Cigarette électronique : une réaction à chaud

Première chronique, en réaction à l’article de la revue 60 millions de consommateurs, qualifiant les cigarettes électroniques de « potentiellement » cancérigène, suite à une étude utilisant un procédé « inédit ».

Une étude de 60 Millions de consommateurs, dont le protocole exact n’a pas été communiqué et dont les résultats chiffrés restent évasifs, conclut que la fumée des cigarettes électroniques contient des agents potentiellement cancérigènes dans des proportions parfois similaires à celles des cigarettes traditionnelles. Notamment, des traces de métaux lourds, d’acroléine, de formaldéhyde et des aldéhydes ont été relevées. Cela vous fait peur ? C’est bien le but.
 
Au milieu du vent de panique qui s’est logiquement mis à souffler depuis hier, certains experts dénoncent cette enquête. Citons le Dr. Gérard Mathern, secrétaire général de la Société Française de Tabacologie, qui a en outre participé au rapport Dautzenberg en mai 2013 :
« Ce que je regrette dans cette enquête, c'est son aspect polémique. Ici, le public est tenté de comprendre cet article comme : les cigarettes électroniques sont aussi toxiques que les cigarettes conventionnelles. Ce qui est bien sûr radicalement faux. »

En creusant à peine, les failles apparaissent vite

  • Le formaldéhyde n’est pas dangereux à faible dose. Or, c’est précisément une information qui est manquante dans l’étude. Les meubles dégagent en permanence du formaldéhyde, le corps humain également. Cela ne fait pas de nous des armes de destruction massive.
  • Il en est de même pour la présence de métaux lourds. Si les quantités relevées ne sont pas précisées, la dangerosité ne peut être établie. Les eaux minérales, par exemple, en contiennent.  
  •  L’acroléine et les aldéhydes, quant à eux, apparaissent dès lors que l’on chauffe des hydrates de carbone. C’est ce qui arrive lors de n’importe quelle cuisson d’aliments, à la poêle, en friture, au barbecue… Ces éléments se dégagent alors en quantités beaucoup plus importantes qu’avec une cigarette électronique. Ce qui est plus étonnant est que l’acroléine ne se forme qu’à partir d’une température de 240°. Sachant qu’une cigarette électronique chauffe à 50° environ dans des conditions normales d’utilisation, cela jette un doute sur le fameux « protocole inédit ».
Par ailleurs, rappelons que ce sont essentiellement les goudrons et le monoxyde de carbone qui tuent les fumeurs. Les uns, transportant des éléments extrêmement toxiques, sont la principale cause des cancers de la gorge, des poumons et de la langue. L’autre est le premier responsable des maladies cardio-vasculaires. Les cigarettes électroniques n’en contiennent pas.
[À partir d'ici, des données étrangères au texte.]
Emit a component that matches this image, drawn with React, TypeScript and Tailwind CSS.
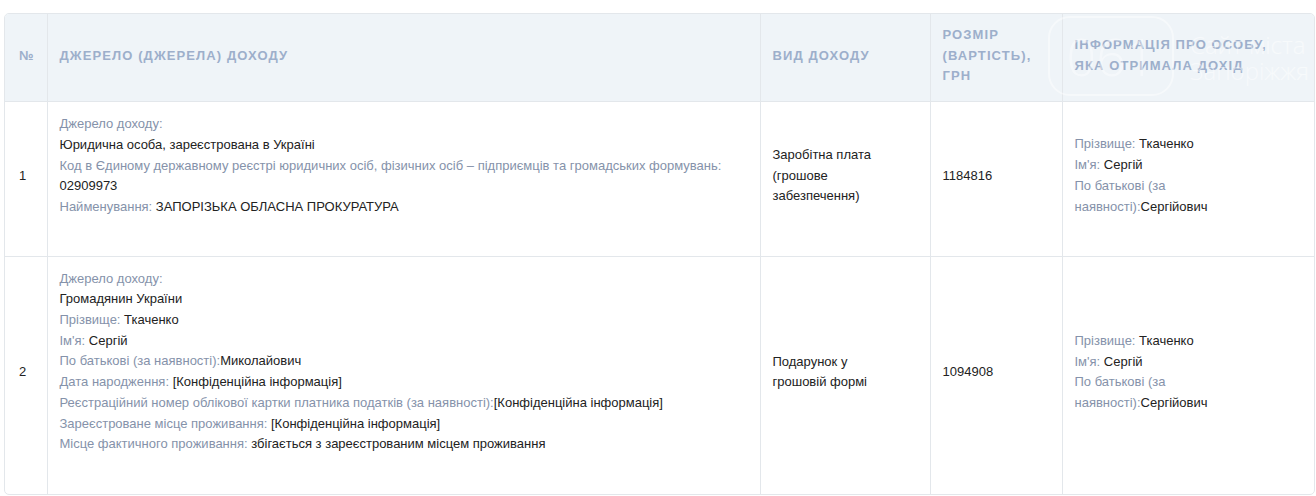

D’autres professionnels de la santé ont également exprimé leur mécontentement

Antoine Flahault, professeur de santé publique à la Faculté de Médecine Paris Descartes estime sur Twitter que « 60 millions de consommateurs se trompe de cible » et précise que « face au vrai danger des cigarettes, les vapoteurs n'ont pas trop de soucis à se faire ! ». De son côté, le Dr. Dominique Dupagne expose sur son blog que les éléments relevés sont « anodins dans l'absolu, surtout face aux substances monstrueusement cancérigènes (et toxiques pour les artères) contenues dans la fumée de tabac ».
L’article de 60 millions de consommateurs (le chiffre de 59 serait plus juste, puisqu’un million de Français sont utilisateurs de cigarettes électroniques) s’inscrit donc dans la tendance médiatique actuelle visant à décrédibiliser coûte que coûte la cigarette électronique en la présentant comme nocive. Au nom d’un principe de précaution si exacerbé qu’il rend les Français paranoïaques, on choisit la crucifixion sur la place publique plutôt que de donner sa chance à un produit qui, sur le terrain, change pourtant la vie de milliers de fumeurs, là où les outils de sevrage tabagique classiques échouent.
A moins que ce ne soit, une fois encore, l’argent qui soit roi. Lorsque l’on sait que l’INC, éditeur du magazine 60 millions de consommateurs, est directement subventionné par l’État, on peut naturellement douter de la totale objectivité de leurs auteurs. Cette sonnette d’alarme de Polichinelle vient donner une raison de plus aux pouvoirs publics de réglementer le marché des cigarettes électroniques. S’il serait bénéfique de normaliser cette industrie et de renforcer les contrôles, notamment pour s’assurer de la conformité des liquides par rapport à ce qui est annoncé sur les étiquettes, taxer de façon outrancière les cigarettes électroniques pour compenser la baisse des ventes de tabac et déposséder les entrepreneurs qui ont créé le marché en France pour les jeter en pâture aux lobbys pharmaceutiques serait, sans nul doute, une erreur.